The Sky Aflame Over Persia
Suddenly social media feeds on home pages were filled with images and videos of smoke billowing over a city, collapsed buildings, and rockets in flight. The war between Iran and Israel and the United States has erupted again. It began with airstrikes on both the home and the office of Iran’s Supreme Leader, Imam Khamenei, which in turn provoked a retaliation from Iran. The war, involving regional powers in a strategically vital region, has reverberated beyond borders.
Analysts say the escalation could drag the world into a multidimensional global crisis, from energy shortages as the Strait of Hormuz is threatened, to food supply disruptions, to a loss of faith in the multilateral system that should safeguard peace.

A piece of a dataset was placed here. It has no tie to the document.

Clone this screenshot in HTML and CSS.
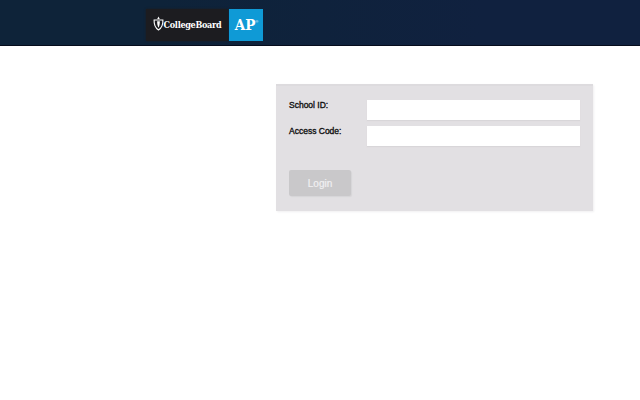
FILE: index.html
```html
<!DOCTYPE html>
<html lang="en">
<head>
<meta charset="utf-8">
<title>AP Login</title>
<link rel="stylesheet" href="styles.css">
</head>
<body>
<header class="header">
  <div class="brand">
    <div class="cb">
      <svg class="shield" viewBox="0 0 12 16" width="11" height="15" aria-hidden="true">
        <path d="M6 .3 7.400 3H4.600Z" fill="#fff"/>
        <path d="M1.200 4.200h9.600C11 8.500 9.500 12.800 6 15 2.500 12.800 1 8.500 1.200 4.200Z" fill="none" stroke="#fff" stroke-width="1.200"/>
        <path d="M4.500 5.500h3C7.500 8.500 6.900 11 6 12.500 5.100 11 4.500 8.500 4.500 5.500Z" fill="#fff"/>
      </svg>
      <span class="cb-name">CollegeBoard</span>
    </div>
    <div class="ap"><span class="ap-text">AP</span><sup class="ap-reg">®</sup></div>
  </div>
</header>
<main class="main">
  <form class="panel">
    <div class="row">
      <label class="label" for="school">School ID:</label>
      <input class="field" id="school" type="text">
    </div>
    <div class="row">
      <label class="label" for="code">Access Code:</label>
      <input class="field" id="code" type="text">
    </div>
    <button class="login" type="button">Login</button>
  </form>
</main>
</body>
</html>
```
FILE: styles.css
```css
html, body {
  margin: 0;
  padding: 0;
  height: 100%;
  background: #fff;
  overflow: hidden;
}
body {
  font-family: "Liberation Sans", Arial, sans-serif;
}
.header {
  height: 46px;
  box-sizing: border-box;
  padding: 9px 0 0 146px;
  background: linear-gradient(90deg, #0e2339 0%, #0e2339 25%, #10213f 75%, #10213f 100%);
  border-bottom: 1px solid #060c1c;
}
.brand {
  display: flex;
  gap: 1px;
  height: 32px;
}
.cb {
  width: 82px;
  display: flex;
  align-items: center;
  justify-content: center;
  gap: 0;
  background: #1c1c20;
  box-shadow: 0 0 2px #1c1c20;
}
.shield {
  flex: none;
  margin-top: -3px;
}
.cb-name {
  font-family: "DejaVu Serif Condensed", "DejaVu Serif", serif;
  font-weight: 700;
  font-size: 9px;
  letter-spacing: -0.300px;
  color: #fff;
}
.ap {
  width: 34px;
  display: flex;
  align-items: center;
  justify-content: center;
  padding-left: 1px;
  box-sizing: border-box;
  background: #0f9ad6;
  color: #fff;
}
.ap-text {
  font-family: "DejaVu Serif Condensed", "DejaVu Serif", serif;
  font-weight: 700;
  font-size: 15px;
}
.ap-reg {
  font-size: 4px;
  margin-bottom: 8px;
}
.main {
  padding: 38px 47px 0 276px;
}
.panel {
  height: 127px;
  box-sizing: border-box;
  padding: 14px 13px 0;
  background: #e2e0e3;
  border-top: 2px solid #dddbde;
  box-shadow: 1px 1px 2px #f0eff1;
}
.row {
  display: flex;
  height: 20px;
  margin-bottom: 6px;
}
.label {
  width: 78px;
  font-size: 8.500px;
  line-height: 11px;
  color: #111;
  -webkit-text-stroke: 0.350px #111;
}
.field {
  flex: 1;
  min-width: 0;
  box-sizing: border-box;
  height: 20px;
  padding: 0;
  border: 0;
  outline: 0;
  background: #fff;
  box-shadow: 0 1px 1px #d8d6d9;
}
.login {
  display: block;
  width: 62px;
  height: 26px;
  margin-top: 24px;
  padding: 0;
  border: 0;
  border-radius: 2px;
  background: #c9c8ca;
  color: #f1f0f2;
  font-family: inherit;
  font-size: 10px;
  -webkit-text-stroke: 0.200px #f1f0f2;
  box-shadow: 1px 1px 1px #d6d5d7;
}
```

The Strait of Hormuz, through which almost a third of the world’s oil passes, has again become a flashpoint shaping events. For developing countries like Indonesia, the impact is felt almost immediately. PT Chandra Asri Pacific Tbk, a petrochemicals company heavily dependent on production from the conflict zone, announced force majeure after disruptions to feedstock shipments through the Strait of Hormuz as a result of the outbreak of the conflict.
It shows how easily a country can be dragged into fighting by others, a lesson for all nations. The capacity to stand tall in the eye of a global swirl of conflict is a necessity.
This latest war shows that a nation’s resilience is determined by how strong its mastery of science and technology is, how deep its research and innovation ecosystem runs, and how prepared its human resources are to face evolving threats.
The Indonesian government seems to understand this. Among eight main national development priorities, security and defence are included. A step whose relevance now seems much more tangible as we watch what is happening on Persian soil.
As an academic, the question then turns to the realm of higher education. What role should universities play in such a critical context? The answer, of course, must go far beyond rhetoric. In the AI era, universities should surpass their function as mere knowledge transmitters. Higher education is a laboratory of civilisation, where solutions policymakers have not yet imagined are formulated, tested, and prepared for implementation.
In this context, I often reflect on my Master’s and Doctoral students at Universitas Amikom Yogyakarta. The research conducted there, ranging from natural language processing and data security to artificial intelligence systems, are building blocks of the nation’s resilience. When one observes Iran’s ability to launch a range of rockets amid embargoes that constrain it, a paradox worth contemplating becomes evident.
The country currently being devastated by air strikes is nonetheless recorded as having the world’s highest share of women in STEM, with nearly 70 percent of graduates in science, technology, engineering and mathematics being women, even surpassing the United States.
More than 130 Iranian women are recognised as researchers with works among the most cited globally in fields such as artificial intelligence, engineering, and medicine. Even 58 percent of doctoral students in Iran are women. Academics describe this as the STEM paradox: external pressures that pile up do not quench Iranian women’s zeal to study and contribute to science. On the contrary, they seem to ignite an even bigger flame.
It is clear that the Iran–Israel–US war, with all its geopolitical complexity, poses a fundamental question to every nation: Have they prepared themselves? For Indonesia, the answer cannot be left entirely to the state. It must be answered together, by the government through its policies, by research institutions through their productivity, and by lecturers and students through their daily intellectual work.
Four days hence the world will mark International Women’s Day on 8 March 2026. The Iranian STEM paradox may prove the most relevant reflection for that moment: that women, wherever they are and no matter how heavy the pressures, are a force in science that cannot be ignored.
Allah SWT reminded us long ago in His Word: “And prepare against them whatever you are able of power and of steeds of war to terrify the enemy of Allah and your enemy and others whom you do not know.” (QS Al-Anfal: 60). In the AI era, the power Allah commands us to prepare for includes, perhaps even principally, the power of knowledge and technology. And women are an integral part of that power. Wallāhu a‘lam.